(EXERCISE):
Copy out the listing in full, exactly as written, but not its pictures.

(SOURCE EXCERPT):
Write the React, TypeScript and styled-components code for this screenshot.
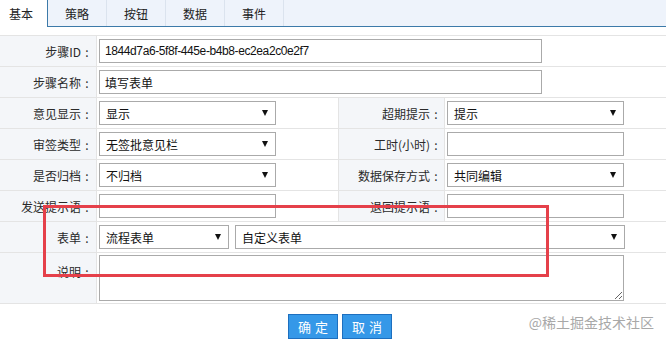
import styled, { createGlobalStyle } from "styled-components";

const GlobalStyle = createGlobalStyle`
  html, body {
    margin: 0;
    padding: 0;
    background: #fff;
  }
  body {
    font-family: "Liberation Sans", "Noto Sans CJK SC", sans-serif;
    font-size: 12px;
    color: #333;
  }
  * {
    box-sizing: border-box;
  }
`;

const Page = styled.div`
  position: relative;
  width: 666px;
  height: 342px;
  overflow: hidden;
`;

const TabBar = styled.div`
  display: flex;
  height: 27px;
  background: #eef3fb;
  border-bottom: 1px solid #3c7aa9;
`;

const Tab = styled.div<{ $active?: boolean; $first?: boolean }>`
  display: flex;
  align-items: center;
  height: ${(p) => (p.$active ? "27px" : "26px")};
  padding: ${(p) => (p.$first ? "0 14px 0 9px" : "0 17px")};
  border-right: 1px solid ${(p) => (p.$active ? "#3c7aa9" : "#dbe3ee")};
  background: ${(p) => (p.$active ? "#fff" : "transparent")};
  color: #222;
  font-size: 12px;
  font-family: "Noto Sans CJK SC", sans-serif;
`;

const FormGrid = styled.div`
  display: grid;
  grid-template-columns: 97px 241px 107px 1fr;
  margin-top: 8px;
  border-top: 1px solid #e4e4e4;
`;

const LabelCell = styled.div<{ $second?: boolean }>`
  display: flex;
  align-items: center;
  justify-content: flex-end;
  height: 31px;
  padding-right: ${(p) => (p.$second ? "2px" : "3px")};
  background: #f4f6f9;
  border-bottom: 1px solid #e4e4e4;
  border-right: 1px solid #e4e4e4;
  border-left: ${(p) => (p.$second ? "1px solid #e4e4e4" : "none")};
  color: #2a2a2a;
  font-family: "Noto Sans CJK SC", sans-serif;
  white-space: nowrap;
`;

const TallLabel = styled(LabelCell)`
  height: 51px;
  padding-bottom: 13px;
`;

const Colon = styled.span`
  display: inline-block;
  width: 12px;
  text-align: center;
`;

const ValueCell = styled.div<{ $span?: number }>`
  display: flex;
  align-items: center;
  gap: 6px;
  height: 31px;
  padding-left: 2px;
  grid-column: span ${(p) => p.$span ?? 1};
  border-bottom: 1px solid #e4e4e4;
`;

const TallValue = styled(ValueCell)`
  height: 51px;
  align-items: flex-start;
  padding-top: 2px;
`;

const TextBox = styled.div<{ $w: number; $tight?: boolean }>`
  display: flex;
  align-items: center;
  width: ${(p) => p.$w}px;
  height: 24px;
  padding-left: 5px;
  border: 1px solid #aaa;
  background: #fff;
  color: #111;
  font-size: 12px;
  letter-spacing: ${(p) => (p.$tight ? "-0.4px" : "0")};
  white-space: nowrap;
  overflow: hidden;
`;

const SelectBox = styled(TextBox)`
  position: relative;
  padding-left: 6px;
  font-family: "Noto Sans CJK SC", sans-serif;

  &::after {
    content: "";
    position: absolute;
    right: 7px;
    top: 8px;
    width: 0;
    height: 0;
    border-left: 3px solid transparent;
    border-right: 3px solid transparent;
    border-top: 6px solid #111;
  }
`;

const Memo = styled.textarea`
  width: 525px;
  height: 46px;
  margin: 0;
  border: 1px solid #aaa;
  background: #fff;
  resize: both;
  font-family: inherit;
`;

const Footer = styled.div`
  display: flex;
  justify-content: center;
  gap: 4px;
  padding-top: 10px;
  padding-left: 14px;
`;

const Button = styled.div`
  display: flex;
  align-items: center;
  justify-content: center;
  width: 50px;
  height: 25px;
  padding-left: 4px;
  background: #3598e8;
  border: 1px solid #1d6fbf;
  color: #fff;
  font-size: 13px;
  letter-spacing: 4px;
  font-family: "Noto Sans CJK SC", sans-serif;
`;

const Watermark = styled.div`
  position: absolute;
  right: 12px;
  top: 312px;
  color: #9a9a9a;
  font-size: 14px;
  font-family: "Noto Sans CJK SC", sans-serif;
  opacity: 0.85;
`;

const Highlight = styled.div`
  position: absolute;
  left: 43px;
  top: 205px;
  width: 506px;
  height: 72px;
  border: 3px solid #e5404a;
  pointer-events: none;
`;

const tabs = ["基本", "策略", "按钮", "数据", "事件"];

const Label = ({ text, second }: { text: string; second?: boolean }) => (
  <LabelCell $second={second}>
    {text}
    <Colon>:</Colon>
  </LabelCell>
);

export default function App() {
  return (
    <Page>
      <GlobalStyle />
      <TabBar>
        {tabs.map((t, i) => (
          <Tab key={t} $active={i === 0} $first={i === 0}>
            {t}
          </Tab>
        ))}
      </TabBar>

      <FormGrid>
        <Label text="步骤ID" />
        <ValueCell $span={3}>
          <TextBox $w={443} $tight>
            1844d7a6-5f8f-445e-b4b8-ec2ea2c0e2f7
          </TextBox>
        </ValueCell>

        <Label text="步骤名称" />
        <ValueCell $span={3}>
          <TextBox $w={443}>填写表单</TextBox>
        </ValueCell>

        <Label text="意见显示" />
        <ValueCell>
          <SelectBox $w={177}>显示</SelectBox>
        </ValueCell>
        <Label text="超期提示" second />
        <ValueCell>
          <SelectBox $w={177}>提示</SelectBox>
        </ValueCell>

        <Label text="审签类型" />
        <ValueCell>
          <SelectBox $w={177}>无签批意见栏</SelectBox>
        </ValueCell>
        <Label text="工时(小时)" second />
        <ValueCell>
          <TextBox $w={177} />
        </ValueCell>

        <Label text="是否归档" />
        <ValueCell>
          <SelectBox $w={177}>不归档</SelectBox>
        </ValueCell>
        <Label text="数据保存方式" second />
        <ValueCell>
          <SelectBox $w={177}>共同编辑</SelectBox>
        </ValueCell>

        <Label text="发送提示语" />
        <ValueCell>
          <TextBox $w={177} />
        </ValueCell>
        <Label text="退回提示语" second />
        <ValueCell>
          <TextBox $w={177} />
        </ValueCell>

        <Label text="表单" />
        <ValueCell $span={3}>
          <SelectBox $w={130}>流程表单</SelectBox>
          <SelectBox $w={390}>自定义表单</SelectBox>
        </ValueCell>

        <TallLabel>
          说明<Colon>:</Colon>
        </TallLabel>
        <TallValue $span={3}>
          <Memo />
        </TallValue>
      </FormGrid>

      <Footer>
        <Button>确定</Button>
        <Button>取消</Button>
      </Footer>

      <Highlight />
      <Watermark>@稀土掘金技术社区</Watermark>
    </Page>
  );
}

(ANSWER TO THE TASK):
Write the React, TypeScript and styled-components code for this screenshot.
import styled, { createGlobalStyle } from "styled-components";

const GlobalStyle = createGlobalStyle`
  html, body {
    margin: 0;
    padding: 0;
    background: #fff;
  }
  body {
    font-family: "Liberation Sans", "Noto Sans CJK SC", sans-serif;
    font-size: 12px;
    color: #333;
  }
  * {
    box-sizing: border-box;
  }
`;

const Page = styled.div`
  position: relative;
  width: 666px;
  height: 342px;
  overflow: hidden;
`;

const TabBar = styled.div`
  display: flex;
  height: 27px;
  background: #eef3fb;
  border-bottom: 1px solid #3c7aa9;
`;

const Tab = styled.div<{ $active?: boolean; $first?: boolean }>`
  display: flex;
  align-items: center;
  height: ${(p) => (p.$active ? "27px" : "26px")};
  padding: ${(p) => (p.$first ? "0 14px 0 9px" : "0 17px")};
  border-right: 1px solid ${(p) => (p.$active ? "#3c7aa9" : "#dbe3ee")};
  background: ${(p) => (p.$active ? "#fff" : "transparent")};
  color: #222;
  font-size: 12px;
  font-family: "Noto Sans CJK SC", sans-serif;
`;

const FormGrid = styled.div`
  display: grid;
  grid-template-columns: 97px 241px 107px 1fr;
  margin-top: 8px;
  border-top: 1px solid #e4e4e4;
`;

const LabelCell = styled.div<{ $second?: boolean }>`
  display: flex;
  align-items: center;
  justify-content: flex-end;
  height: 31px;
  padding-right: ${(p) => (p.$second ? "2px" : "3px")};
  background: #f4f6f9;
  border-bottom: 1px solid #e4e4e4;
  border-right: 1px solid #e4e4e4;
  border-left: ${(p) => (p.$second ? "1px solid #e4e4e4" : "none")};
  color: #2a2a2a;
  font-family: "Noto Sans CJK SC", sans-serif;
  white-space: nowrap;
`;

const TallLabel = styled(LabelCell)`
  height: 51px;
  padding-bottom: 13px;
`;

const Colon = styled.span`
  display: inline-block;
  width: 12px;
  text-align: center;
`;

const ValueCell = styled.div<{ $span?: number }>`
  display: flex;
  align-items: center;
  gap: 6px;
  height: 31px;
  padding-left: 2px;
  grid-column: span ${(p) => p.$span ?? 1};
  border-bottom: 1px solid #e4e4e4;
`;

const TallValue = styled(ValueCell)`
  height: 51px;
  align-items: flex-start;
  padding-top: 2px;
`;

const TextBox = styled.div<{ $w: number; $tight?: boolean }>`
  display: flex;
  align-items: center;
  width: ${(p) => p.$w}px;
  height: 24px;
  padding-left: 5px;
  border: 1px solid #aaa;
  background: #fff;
  color: #111;
  font-size: 12px;
  letter-spacing: ${(p) => (p.$tight ? "-0.4px" : "0")};
  white-space: nowrap;
  overflow: hidden;
`;

const SelectBox = styled(TextBox)`
  position: relative;
  padding-left: 6px;
  font-family: "Noto Sans CJK SC", sans-serif;

  &::after {
    content: "";
    position: absolute;
    right: 7px;
    top: 8px;
    width: 0;
    height: 0;
    border-left: 3px solid transparent;
    border-right: 3px solid transparent;
    border-top: 6px solid #111;
  }
`;

const Memo = styled.textarea`
  width: 525px;
  height: 46px;
  margin: 0;
  border: 1px solid #aaa;
  background: #fff;
  resize: both;
  font-family: inherit;
`;

const Footer = styled.div`
  display: flex;
  justify-content: center;
  gap: 4px;
  padding-top: 10px;
  padding-left: 14px;
`;

const Button = styled.div`
  display: flex;
  align-items: center;
  justify-content: center;
  width: 50px;
  height: 25px;
  padding-left: 4px;
  background: #3598e8;
  border: 1px solid #1d6fbf;
  color: #fff;
  font-size: 13px;
  letter-spacing: 4px;
  font-family: "Noto Sans CJK SC", sans-serif;
`;

const Watermark = styled.div`
  position: absolute;
  right: 12px;
  top: 312px;
  color: #9a9a9a;
  font-size: 14px;
  font-family: "Noto Sans CJK SC", sans-serif;
  opacity: 0.85;
`;

const Highlight = styled.div`
  position: absolute;
  left: 43px;
  top: 205px;
  width: 506px;
  height: 72px;
  border: 3px solid #e5404a;
  pointer-events: none;
`;

const tabs = ["基本", "策略", "按钮", "数据", "事件"];

const Label = ({ text, second }: { text: string; second?: boolean }) => (
  <LabelCell $second={second}>
    {text}
    <Colon>:</Colon>
  </LabelCell>
);

export default function App() {
  return (
    <Page>
      <GlobalStyle />
      <TabBar>
        {tabs.map((t, i) => (
          <Tab key={t} $active={i === 0} $first={i === 0}>
            {t}
          </Tab>
        ))}
      </TabBar>

      <FormGrid>
        <Label text="步骤ID" />
        <ValueCell $span={3}>
          <TextBox $w={443} $tight>
            1844d7a6-5f8f-445e-b4b8-ec2ea2c0e2f7
          </TextBox>
        </ValueCell>

        <Label text="步骤名称" />
        <ValueCell $span={3}>
          <TextBox $w={443}>填写表单</TextBox>
        </ValueCell>

        <Label text="意见显示" />
        <ValueCell>
          <SelectBox $w={177}>显示</SelectBox>
        </ValueCell>
        <Label text="超期提示" second />
        <ValueCell>
          <SelectBox $w={177}>提示</SelectBox>
        </ValueCell>

        <Label text="审签类型" />
        <ValueCell>
          <SelectBox $w={177}>无签批意见栏</SelectBox>
        </ValueCell>
        <Label text="工时(小时)" second />
        <ValueCell>
          <TextBox $w={177} />
        </ValueCell>

        <Label text="是否归档" />
        <ValueCell>
          <SelectBox $w={177}>不归档</SelectBox>
        </ValueCell>
        <Label text="数据保存方式" second />
        <ValueCell>
          <SelectBox $w={177}>共同编辑</SelectBox>
        </ValueCell>

        <Label text="发送提示语" />
        <ValueCell>
          <TextBox $w={177} />
        </ValueCell>
        <Label text="退回提示语" second />
        <ValueCell>
          <TextBox $w={177} />
        </ValueCell>

        <Label text="表单" />
        <ValueCell $span={3}>
          <SelectBox $w={130}>流程表单</SelectBox>
          <SelectBox $w={390}>自定义表单</SelectBox>
        </ValueCell>

        <TallLabel>
          说明<Colon>:</Colon>
        </TallLabel>
        <TallValue $span={3}>
          <Memo />
        </TallValue>
      </FormGrid>

      <Footer>
        <Button>确定</Button>
        <Button>取消</Button>
      </Footer>

      <Highlight />
      <Watermark>@稀土掘金技术社区</Watermark>
    </Page>
  );
}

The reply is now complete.